India is an attractive emerging market destination for foreign portfolio investors
- 67% respondents see India as preferred emerging markets destination
- 73% of investors prefer direct access to the Indian market over P-notes
- 63% of investors believe that capital gains tax in India are satisfactory
- 55% % of the investors wish that the tax returns should be simpler
- Investors prefer to invest directly as against investing through P-notes
Investors’ displayed a preference for engaging directly with the Indian market rather than through overseas derivative instruments (ODIs), also commonly referred to as P-notes. Among the respondents, with definitive answers, 73% indicated that they would prefer direct access to the Indian market over ODIs.

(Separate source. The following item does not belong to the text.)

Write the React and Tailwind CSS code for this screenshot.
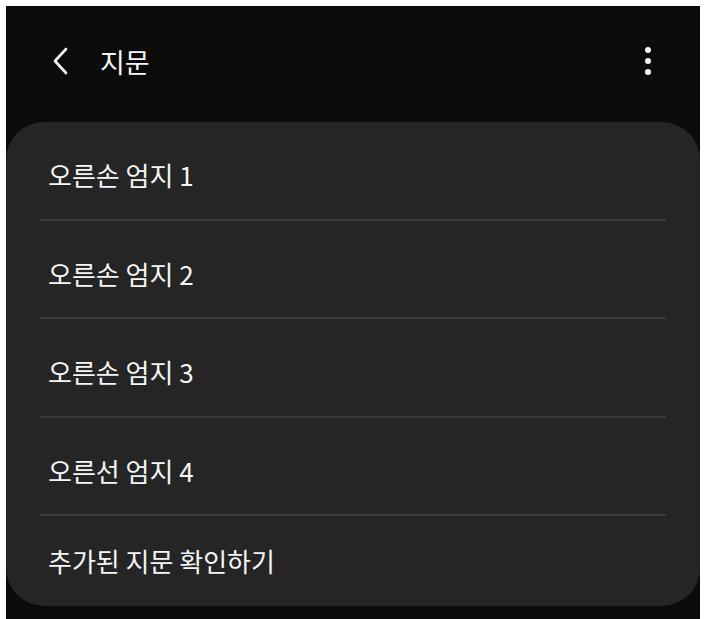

- Investors are happy with the regulator’s responsiveness and India’s trade and settlement process
Approximately two out of three respondents rated the regulator’s responsiveness and India’s current trade and settlement process as either good or great. India follows a T+2 rolling settlement cycle for non-government securities and T+1 for government securities.
- Investors feel cost of trading is moderate but it can be decreased further
About 55% of the respondents were found to believe that the cost of trading in India is either moderate or low as compared to that in other emerging markets, whereas 45% indicated that the cost of trading in India is high. In India, the cost of trading includes several levies like brokerage, service tax, stamp duty, STT, SEBI turnover fees, exchange transaction fees and custody fees. Though these costs might seem small on first glance, they can have a major impact on investment portfolios, which churn frequently. These costs, coupled with high tax, administrative and compliance costs and hedging costs, result in the cost moving upwards.
- Investors believe tax rates on capital gains are satisfactory
Investors are satisfied with the tax currently levied on capital gains. Around two out of three respondents felt that tax rates on capital gains were moderate or low. This makes overall tax rates in India attractive to foreign investors. About 57% believed that the government was making significant efforts to improve the country’s tax regime.
- Clarity required on GAAR and Offshore transfer provisions:
Investors were concerned about the impact of GAAR on the Indian tax law. Around 78% of the tax managers and 42% of the portfolio managers were concerned about the impact of GAAR on the Indian tax law. These results suggest that the Government should provide further clarity with respect to GAAR provisions. Also, there is a need to rationalise offshore transfer provisions, especially for India-focused funds, as these funds are at a tax disadvantage compared to global funds.